■ ENTRIES SUPPLIED:
==============================

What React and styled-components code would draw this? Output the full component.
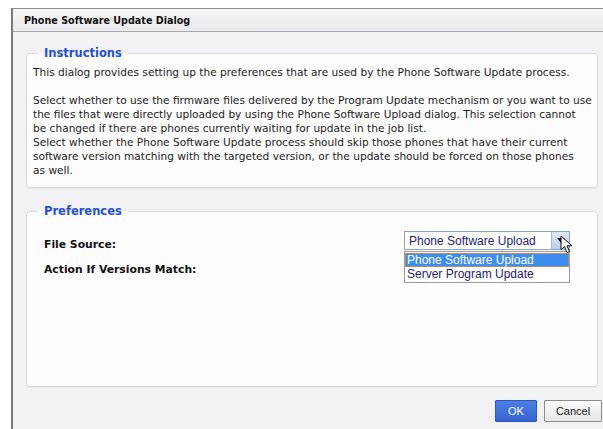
import React from "react";
import styled, { createGlobalStyle } from "styled-components";

const GlobalStyle = createGlobalStyle`
  html, body {
    margin: 0;
    padding: 0;
    background: #ffffff;
    overflow: hidden;
  }
  body {
    font-family: "DejaVu Sans", Tahoma, sans-serif;
  }
`;

const Dialog = styled.div`
  margin: 8px 0 0 11px;
  width: 600px;
  height: 440px;
  background: #f2f1f3;
  border-top: 1px solid #8e8e8e;
  border-left: 2px solid #7a7a7a;
  display: flex;
  flex-direction: column;
`;

const TitleBar = styled.div`
  height: 23px;
  display: flex;
  align-items: center;
  padding: 1px 0 0 11px;
  box-sizing: border-box;
  background: linear-gradient(#f6f6f7, #e9e9eb);
  border-bottom: 1px solid #a9a9ab;
  font-size: 9.6px;
  font-weight: bold;
  color: #111;
`;

const Body = styled.div`
  padding: 14px 15px 0 13px;
  display: flex;
  flex-direction: column;
  gap: 16px;
`;

const Group = styled.fieldset`
  margin: 0;
  padding: 0 0 0 6px;
  height: ${(p) => p.$height};
  box-sizing: border-box;
  border: 1px solid #dadadc;
  border-radius: 4px;
  background: #fdfdfd;
  box-shadow: 0 1px 0 #e6e6e8;
`;

const Legend = styled.legend`
  margin-left: 5px;
  padding: 0 6px;
  font-size: 11.5px;
  font-weight: bold;
  color: #2350d6;
  line-height: 14px;
`;

const Paragraph = styled.p`
  margin: 5px 0 0;
  font-size: 10.6px;
  line-height: 14px;
  color: #1c1c1c;
  white-space: nowrap;

  & + & {
    margin-top: 14px;
  }
`;

const Form = styled.div`
  display: grid;
  grid-template-columns: 360px 166px;
  row-gap: 2px;
  padding: 13px 0 0 11px;
  align-items: start;
`;

const Label = styled.div`
  margin-top: 4px;
  font-size: 10.8px;
  font-weight: bold;
  color: #111;
  height: 19px;
  line-height: 19px;
`;

const SelectWrap = styled.div`
  position: relative;
  height: 19px;
`;

const SelectBox = styled.div`
  height: 19px;
  box-sizing: border-box;
  border: 1px solid #8da2c0;
  background: #fff;
  display: flex;
  align-items: center;
  justify-content: space-between;
  font-family: "Liberation Sans", Arial, sans-serif;
  font-size: 12px;
  color: #1e1e78;
  padding-left: 4px;
`;

const ArrowButton = styled.div`
  width: 17px;
  height: 17px;
  background: linear-gradient(#dfe8f7, #b9cdee);
  border-left: 1px solid #a9bbdb;
  display: flex;
  align-items: center;
  justify-content: center;

  &::before {
    content: "";
    border-left: 4px solid transparent;
    border-right: 4px solid transparent;
    border-top: 5px solid #111;
  }
`;

const OptionList = styled.div`
  position: absolute;
  top: 20px;
  left: 0;
  width: 166px;
  box-sizing: border-box;
  border: 1px solid #9a9a9a;
  background: #fff;
  padding: 1px 0;
`;

const Option = styled.div`
  height: 14px;
  line-height: 14px;
  padding-left: 2px;
  font-family: "Liberation Sans", Arial, sans-serif;
  font-size: 12px;
  color: ${(p) => (p.$active ? "#fff" : "#1e1e78")};
  background: ${(p) => (p.$active ? "#3d8ef0" : "transparent")};
  box-shadow: ${(p) => (p.$active ? "inset 0 0 0 1px #c08a5a" : "none")};
`;

const Pointer = styled.svg`
  position: absolute;
  left: 156px;
  top: 4px;
`;

const Footer = styled.div`
  display: flex;
  justify-content: flex-end;
  gap: 7px;
  padding: 13px 11px 0 0;
`;

const Button = styled.button`
  height: 22px;
  min-width: ${(p) => p.$width};
  padding: 0;
  font-family: "Liberation Sans", Arial, sans-serif;
  font-size: 11px;
  border-radius: 1px;
  border: 1px solid ${(p) => (p.$primary ? "#2f58b8" : "#8c8c8c")};
  color: ${(p) => (p.$primary ? "#ffffff" : "#1a1a1a")};
  background: ${(p) =>
    p.$primary
      ? "linear-gradient(#4b7fe4, #3565d2)"
      : "linear-gradient(#fbfbfb, #e7e7e7)"};
`;

export default function App() {
  return (
    <>
      <GlobalStyle />
      <Dialog>
        <TitleBar>Phone Software Update Dialog</TitleBar>
        <Body>
          <Group $height="142px">
            <Legend>Instructions</Legend>
            <Paragraph>
              This dialog provides setting up the preferences that are used by
              the Phone Software Update process.
            </Paragraph>
            <Paragraph>
              Select whether to use the firmware files delivered by the Program
              Update mechanism or you want to use
              <br />
              the files that were directly uploaded by using the Phone Software
              Upload dialog. This selection cannot
              <br />
              be changed if there are phones currently waiting for update in the
              job list.
              <br />
              Select whether the Phone Software Update process should skip those
              phones that have their current
              <br />
              software version matching with the targeted version, or the update
              should be forced on those phones
              <br />
              as well.
            </Paragraph>
          </Group>
          <Group $height="183px">
            <Legend>Preferences</Legend>
            <Form>
              <Label>File Source:</Label>
              <SelectWrap>
                <SelectBox>
                  Phone Software Upload
                  <ArrowButton />
                </SelectBox>
                <OptionList>
                  <Option $active>Phone Software Upload</Option>
                  <Option>Server Program Update</Option>
                </OptionList>
                <Pointer width="13" height="20" viewBox="0 0 13 20">
                  <path
                    d="M1 1 L1 15 L4.5 11.5 L7 17.5 L9.5 16.5 L7 10.8 L12 10.8 Z"
                    fill="#fff"
                    stroke="#111"
                    strokeWidth="1"
                    strokeLinejoin="round"
                  />
                </Pointer>
              </SelectWrap>
              <Label>Action If Versions Match:</Label>
              <div />
            </Form>
          </Group>
        </Body>
        <Footer>
          <Button $primary $width="42px">OK</Button>
          <Button $width="58px">Cancel</Button>
        </Footer>
      </Dialog>
    </>
  );
}
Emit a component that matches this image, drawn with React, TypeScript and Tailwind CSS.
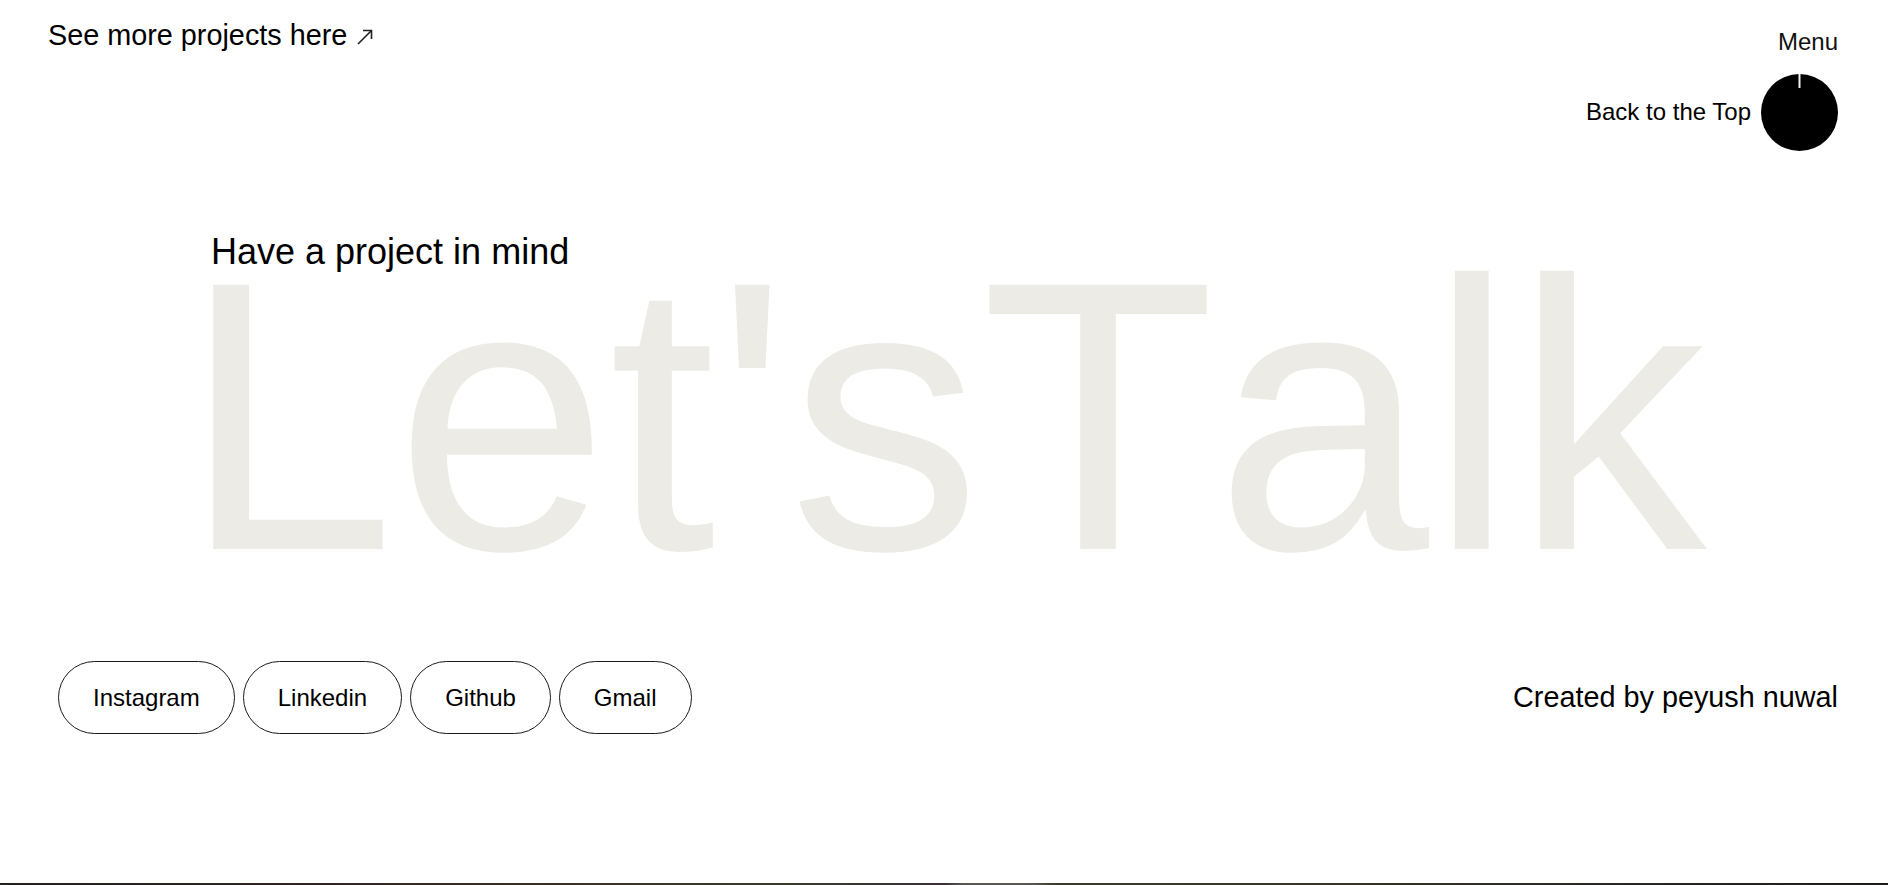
import type { ReactNode } from 'react';

const socials = ['Instagram', 'Linkedin', 'Github', 'Gmail'];

function ArrowUpRight() {
  return (
    <svg width="18" height="18" viewBox="0 0 18 18" fill="none" className="ml-[9px] inline-block align-[-1px]">
      <path d="M2 16 15.5 2.5" stroke="#1f1f1f" strokeWidth="1.6" />
      <path d="M7 2.5h8.5V11" stroke="#1f1f1f" strokeWidth="1.6" />
    </svg>
  );
}

function ScrollDial() {
  return (
    <svg width="77" height="77" viewBox="0 0 77 77">
      <circle cx="38.5" cy="38.5" r="38.5" fill="#000" />
      <line x1="38.5" y1="0" x2="38.5" y2="14" stroke="#f2f2f2" strokeWidth="2" />
    </svg>
  );
}

function Pill({ children }: { children: ReactNode }) {
  return (
    <a
      href="#"
      className="flex h-[73px] items-center rounded-full border border-[#1a1a1a] px-[34px] text-[24px] leading-none text-black"
    >
      {children}
    </a>
  );
}

export default function App() {
  return (
    <div className="bg-white font-['Liberation_Sans',Arial,sans-serif] text-black">
      <div className="flex h-[883px] flex-col">
        <header className="flex items-start justify-between pl-12 pr-[50px]">
          <a href="#" className="pt-[19px] text-[28.8px] leading-[33px]">
            See more projects here
            <ArrowUpRight />
          </a>
          <div className="flex flex-col items-end pt-[28px]">
            <button className="text-[24px] leading-[27px] text-[#111]">Menu</button>
            <div className="mt-[19px] flex items-center gap-[10px]">
              <span className="-mt-[2px] text-[24px] leading-[27px]">Back to the Top</span>
              <ScrollDial />
            </div>
          </div>
        </header>

        <section className="mt-[81px]">
          <h2 className="pl-[211px] text-[36px] leading-[40px]">Have a project in mind</h2>
          <div className="-mt-[48px] flex justify-center">
            <span className="text-[384px] leading-none whitespace-nowrap text-[#ecebe6] select-none [font-kerning:none]">
              Let'sTalk
            </span>
          </div>
        </section>

        <footer className="mt-[53px] flex items-center justify-between pl-[58px] pr-[50px]">
          <nav className="flex items-center gap-[8px]">
            {socials.map((s) => (
              <Pill key={s}>{s}</Pill>
            ))}
          </nav>
          <p className="text-[28.8px] leading-[33px]">Created by peyush nuwal</p>
        </footer>
      </div>
      <div className="h-[240px] bg-[linear-gradient(90deg,#241f1d_0%,#2e2522_15%,#3a3128_30%,#3d3a30_42%,#3a3036_50%,#5b5753_51%,#5b5753_54.5%,#3e3a2e_56%,#3a3428_70%,#2b2724_85%,#1c1a19_100%)]" />
    </div>
  );
}
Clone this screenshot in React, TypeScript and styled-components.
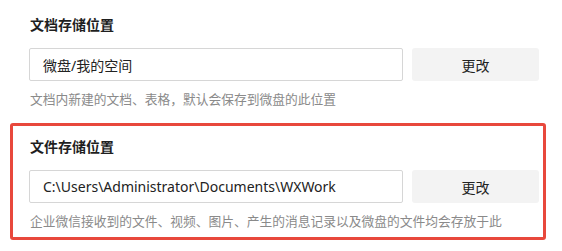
import { createGlobalStyle } from 'styled-components';
import styled from 'styled-components';

const GlobalStyle = createGlobalStyle`
	body {
		margin: 0;
		background: #ffffff;
		font-family: 'Noto Sans', 'Noto Sans CJK SC', sans-serif;
	}
`;

const Page = styled.div`
	width: 562px;
	height: 251px;
	padding: 1px 0 0 10px;
	box-sizing: border-box;
	display: flex;
	flex-direction: column;
	gap: 5px;
`;

const Section = styled.div<{ $active?: boolean }>`
	width: 536px;
	height: 117px;
	box-sizing: border-box;
	padding: 11px 4px 0 16px;
	border: 3px solid ${(p) => (p.$active ? '#e8483c' : 'transparent')};
	border-radius: 3px;
	display: flex;
	flex-direction: column;
`;

const Title = styled.div`
	font-size: 14px;
	line-height: 20px;
	font-weight: bold;
	color: #1f1f1f;
	padding-left: 1px;
`;

const Row = styled.div`
	margin-top: 13px;
	display: flex;
	gap: 9px;
`;

const PathInput = styled.div`
	width: 374px;
	height: 33px;
	box-sizing: border-box;
	border: 1px solid #d6d6d6;
	border-radius: 2px;
	padding: 0 13px;
	display: flex;
	align-items: center;
	font-size: 14px;
	color: #222222;
`;

const ChangeButton = styled.button`
	width: 127px;
	height: 33px;
	border: none;
	border-radius: 3px;
	background: #f3f3f3;
	font-family: inherit;
	font-size: 14px;
	color: #222222;
	cursor: pointer;
`;

const Hint = styled.div`
	margin-top: 9px;
	padding-left: 1px;
	font-size: 12.75px;
	line-height: 18px;
	color: #8a8a8a;
	white-space: nowrap;
`;

function App() {
	return (
		<Page>
			<GlobalStyle />
			<Section>
				<Title>文档存储位置</Title>
				<Row>
					<PathInput>微盘/我的空间</PathInput>
					<ChangeButton>更改</ChangeButton>
				</Row>
				<Hint>文档内新建的文档、表格，默认会保存到微盘的此位置</Hint>
			</Section>
			<Section $active>
				<Title>文件存储位置</Title>
				<Row>
					<PathInput>C:\Users\Administrator\Documents\WXWork</PathInput>
					<ChangeButton>更改</ChangeButton>
				</Row>
				<Hint>企业微信接收到的文件、视频、图片、产生的消息记录以及微盘的文件均会存放于此</Hint>
			</Section>
		</Page>
	);
}

export default App;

==============================

■ REQUIREMENT: Using the entries above, write out exactly the lines from the one with "Emit a component" through the one with "const socials = ['Instagram', 'Linkedin', 'Github', 'Gmail'];", ends included. Leave out any pictures.

■ ANSWER TO THE TASK:
Emit a component that matches this image, drawn with React, TypeScript and Tailwind CSS.
import type { ReactNode } from 'react';

const socials = ['Instagram', 'Linkedin', 'Github', 'Gmail'];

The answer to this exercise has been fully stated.